Use stored queries. This is important enough that there's a chapter on the subject; see Chapter 11, "Stored Procedures."

Set a limit to the number of rows you want to retrieve. There are several ways to set limits. In ODBC you use an SQLSetStmtAttr function, in JDBC you use setFetchSize , in SQL statements you can use a non-standard SQL-extension like Microsoft's SELECT TOP or Informix's SELECT FIRST (see Chapter 6, "Subqueries").

Reject any user queries that begin with SELECT * or at least use the DBMS's catalog/metadata to discover whether " * " implies that BLOBs will be fetched. If so, eliminate them.

Choose servers. For example, you can tell what the probable home branch is from the IP or the client-ID. Then you know which server to prefer.

Retrieve timestamps when you fetch.

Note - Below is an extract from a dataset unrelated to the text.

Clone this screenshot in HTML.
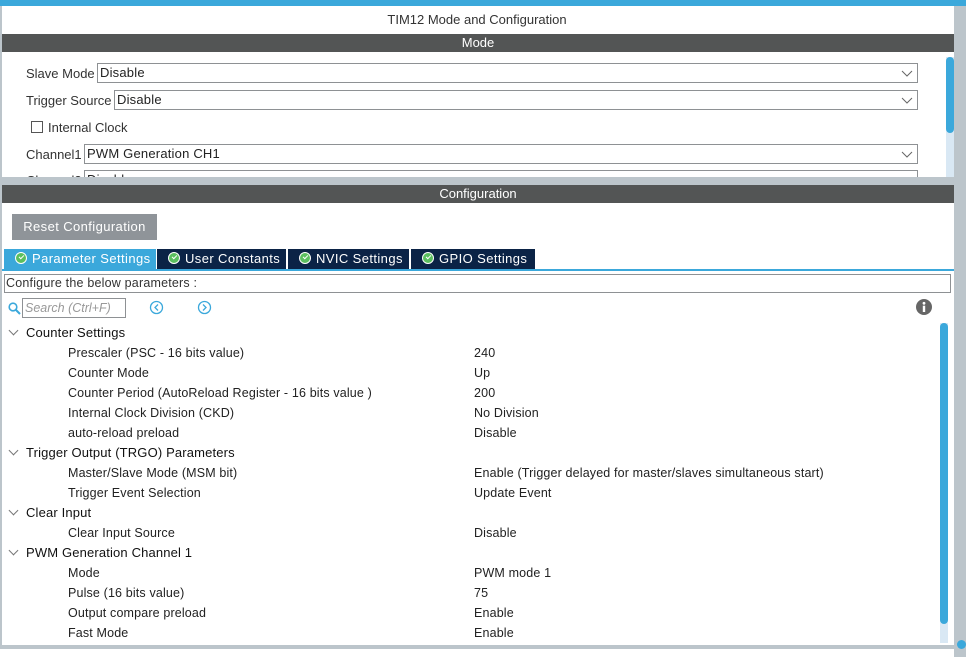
<!DOCTYPE html>
<html><head><meta charset="utf-8"><style>
*{margin:0;padding:0;box-sizing:border-box}
body{width:966px;height:657px;position:relative;background:#fff;font-family:"Liberation Sans",sans-serif;font-size:12.5px;color:#222;overflow:hidden}
.a{position:absolute}
.sel{position:absolute;height:20px;border:1px solid #8e9194;background:#fff;padding-left:2px;line-height:18px;font-size:13px;color:#222;letter-spacing:.2px}
.sel svg{position:absolute;right:4px;top:6px}
.lbl{position:absolute;font-size:13px;color:#333}
.tab{position:absolute;top:249px;height:20px;background:#0b2346;color:#fff;font-size:13px;line-height:19px;letter-spacing:.4px}
.chk{display:inline-block;width:12px;height:12px;border-radius:50%;background:#5bbf5f;border:1px solid #fff;vertical-align:-1px;margin:0 5px 0 11px;position:relative}
.chk:after{content:"";position:absolute;left:2.5px;top:2px;width:4px;height:2px;border-left:1.5px solid #fff;border-bottom:1.5px solid #fff;transform:rotate(-45deg)}
.r{position:absolute;font-size:12.5px;color:#222;white-space:nowrap;letter-spacing:.15px}
.g{left:26px;font-size:13px;color:#111}
.gc{position:absolute;left:10px;width:7px;height:7px;border-right:1px solid #777;border-bottom:1px solid #777;transform:rotate(45deg)}
</style></head><body>
<div class="a" style="left:0;top:0;width:966px;height:6px;background:#3ba8db"></div>
<div class="a" style="left:954px;top:6px;width:12px;height:651px;background:#bcc5cb"></div>
<div class="a" style="left:0;top:6px;width:2px;height:640px;background:#bcc5cb"></div>
<div class="a" style="left:0;top:645px;width:954px;height:4px;background:#bcc5cb"></div>
<div class="a" style="left:0;top:12px;width:954px;text-align:center;font-size:13px;color:#333">TIM12 Mode and Configuration</div>
<div class="a" style="left:2px;top:34px;width:952px;height:18px;background:#535555;color:#fff;text-align:center;font-size:13px;line-height:18px">Mode</div>
<div class="lbl" style="left:26px;top:66px">Slave Mode</div>
<div class="sel" style="left:97px;top:63px;width:821px">Disable<svg width="12" height="7"><path d="M1 1l5 5 5-5" fill="none" stroke="#666"/></svg></div>
<div class="lbl" style="left:26px;top:93px">Trigger Source</div>
<div class="sel" style="left:114px;top:90px;width:804px">Disable<svg width="12" height="7"><path d="M1 1l5 5 5-5" fill="none" stroke="#666"/></svg></div>
<div class="a" style="left:31px;top:121px;width:12px;height:12px;border:1px solid #555"></div>
<div class="lbl" style="left:48px;top:120px">Internal Clock</div>
<div class="lbl" style="left:26px;top:147px">Channel1</div>
<div class="sel" style="left:84px;top:144px;width:834px">PWM Generation CH1<svg width="12" height="7"><path d="M1 1l5 5 5-5" fill="none" stroke="#666"/></svg></div>
<div class="lbl" style="left:26px;top:173px">Channel2</div>
<div class="sel" style="left:84px;top:170px;width:834px">Disable</div>
<div class="a" style="left:946px;top:57px;width:8px;height:120px;background:#d9e8f4"></div>
<div class="a" style="left:946px;top:57px;width:8px;height:76px;background:#3ba8db;border-radius:4px"></div>
<div class="a" style="left:0;top:177px;width:954px;height:8px;background:#bcc5cb"></div>
<div class="a" style="left:2px;top:185px;width:952px;height:18px;background:#535555;color:#fff;text-align:center;font-size:13px;line-height:18px">Configuration</div>
<div class="a" style="left:12px;top:214px;width:145px;height:26px;background:#8f9499;color:#fff;font-size:13px;line-height:26px;text-align:center;letter-spacing:.4px">Reset Configuration</div>
<div class="tab" style="left:4px;width:152px;background:#3ba8db"><span class="chk"></span>Parameter Settings</div>
<div class="tab" style="left:157px;width:129px"><span class="chk"></span>User Constants</div>
<div class="tab" style="left:288px;width:121px"><span class="chk"></span>NVIC Settings</div>
<div class="tab" style="left:411px;width:124px"><span class="chk"></span>GPIO Settings</div>
<div class="a" style="left:2px;top:269px;width:952px;height:2px;background:#3ba8db"></div>
<div class="a" style="left:4px;top:274px;width:947px;height:19px;border:1px solid #8e9194;font-size:12.5px;line-height:17px;padding-left:1px;color:#333;letter-spacing:.2px">Configure the below parameters :</div>
<svg class="a" style="left:8px;top:302px" width="13" height="13"><circle cx="5" cy="5" r="3.8" fill="none" stroke="#3ba8db" stroke-width="1.6"/><path d="M8 8l4 4" stroke="#3ba8db" stroke-width="2"/></svg>
<div class="a" style="left:22px;top:298px;width:104px;height:20px;border:1px solid #8e9194;font-style:italic;color:#999;font-size:12.5px;line-height:18px;padding-left:2px">Search (Ctrl+F)</div>
<svg class="a" style="left:149px;top:300px" width="15" height="15"><circle cx="7.5" cy="7.5" r="6" fill="none" stroke="#3ba8db" stroke-width="1.3"/><path d="M9 4.5l-3 3 3 3" fill="none" stroke="#3ba8db" stroke-width="1.3"/></svg>
<svg class="a" style="left:197px;top:300px" width="15" height="15"><circle cx="7.5" cy="7.5" r="6" fill="none" stroke="#3ba8db" stroke-width="1.3"/><path d="M6 4.5l3 3-3 3" fill="none" stroke="#3ba8db" stroke-width="1.3"/></svg>
<svg class="a" style="left:916px;top:299px" width="16" height="16"><circle cx="8" cy="8" r="8" fill="#666"/><circle cx="8" cy="4.3" r="1.4" fill="#fff"/><rect x="6.8" y="6.7" width="2.4" height="6.3" fill="#fff"/></svg>
<div class="a" style="left:940px;top:323px;width:8px;height:320px;background:#d9e8f4"></div>
<div class="a" style="left:940px;top:323px;width:8px;height:301px;background:#3ba8db;border-radius:4px"></div>

<div class="gc" style="top:327px"></div><div class="r g" style="top:325px">Counter Settings</div>
<div class="r" style="left:68px;top:346px">Prescaler (PSC - 16 bits value)</div><div class="r" style="left:474px;top:346px">240</div>
<div class="r" style="left:68px;top:366px">Counter Mode</div><div class="r" style="left:474px;top:366px">Up</div>
<div class="r" style="left:68px;top:386px">Counter Period (AutoReload Register - 16 bits value )</div><div class="r" style="left:474px;top:386px">200</div>
<div class="r" style="left:68px;top:406px">Internal Clock Division (CKD)</div><div class="r" style="left:474px;top:406px">No Division</div>
<div class="r" style="left:68px;top:426px">auto-reload preload</div><div class="r" style="left:474px;top:426px">Disable</div>
<div class="gc" style="top:447px"></div><div class="r g" style="top:445px">Trigger Output (TRGO) Parameters</div>
<div class="r" style="left:68px;top:466px">Master/Slave Mode (MSM bit)</div><div class="r" style="left:474px;top:466px">Enable (Trigger delayed for master/slaves simultaneous start)</div>
<div class="r" style="left:68px;top:486px">Trigger Event Selection</div><div class="r" style="left:474px;top:486px">Update Event</div>
<div class="gc" style="top:507px"></div><div class="r g" style="top:505px">Clear Input</div>
<div class="r" style="left:68px;top:526px">Clear Input Source</div><div class="r" style="left:474px;top:526px">Disable</div>
<div class="gc" style="top:547px"></div><div class="r g" style="top:545px">PWM Generation Channel 1</div>
<div class="r" style="left:68px;top:566px">Mode</div><div class="r" style="left:474px;top:566px">PWM mode 1</div>
<div class="r" style="left:68px;top:586px">Pulse (16 bits value)</div><div class="r" style="left:474px;top:586px">75</div>
<div class="r" style="left:68px;top:606px">Output compare preload</div><div class="r" style="left:474px;top:606px">Enable</div>
<div class="r" style="left:68px;top:626px">Fast Mode</div><div class="r" style="left:474px;top:626px">Enable</div>
<div class="a" style="left:957px;top:640px;width:9px;height:9px;border-radius:50%;background:#3ba8db"></div>
</body></html>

A timestamp will tell you when the row was inserted or last updated. If your query is read-only, and you retrieved the timestamp and all columns except the BLOB column, and the timestamp is from long ago, you can fetch the BLOB from a replicated server instead of going back to the original one.

Cache information in the client memory. This is particularly good for metadata information, because catalog functions are quite time consuming. It's not perfect, because metadata information is slightly volatile, but you're safe if some other user deletes a table; you'll just get an error message when you try to use it.

Run an error test on a non-urgent server. If there's a location where you can store a duplication of the catalog information (without the data), then put an alternate server at that location so you can parse statements on it. Again, if the duplicated catalog becomes out of date, you're only risking an error message.

Keep statistics. If there are several queries that are similar but not quite the same, there is a candidate for parameterization or reuse.

Trim. Most DBMSs are going to truncate the spaces in a VARCHAR anyway, so don't bother sending them.

Metamorphose. There are standard ways to retrieve information about the DBMS, including its product identification and version number. Adjust the syntax of your statement to match what that DBMS does best.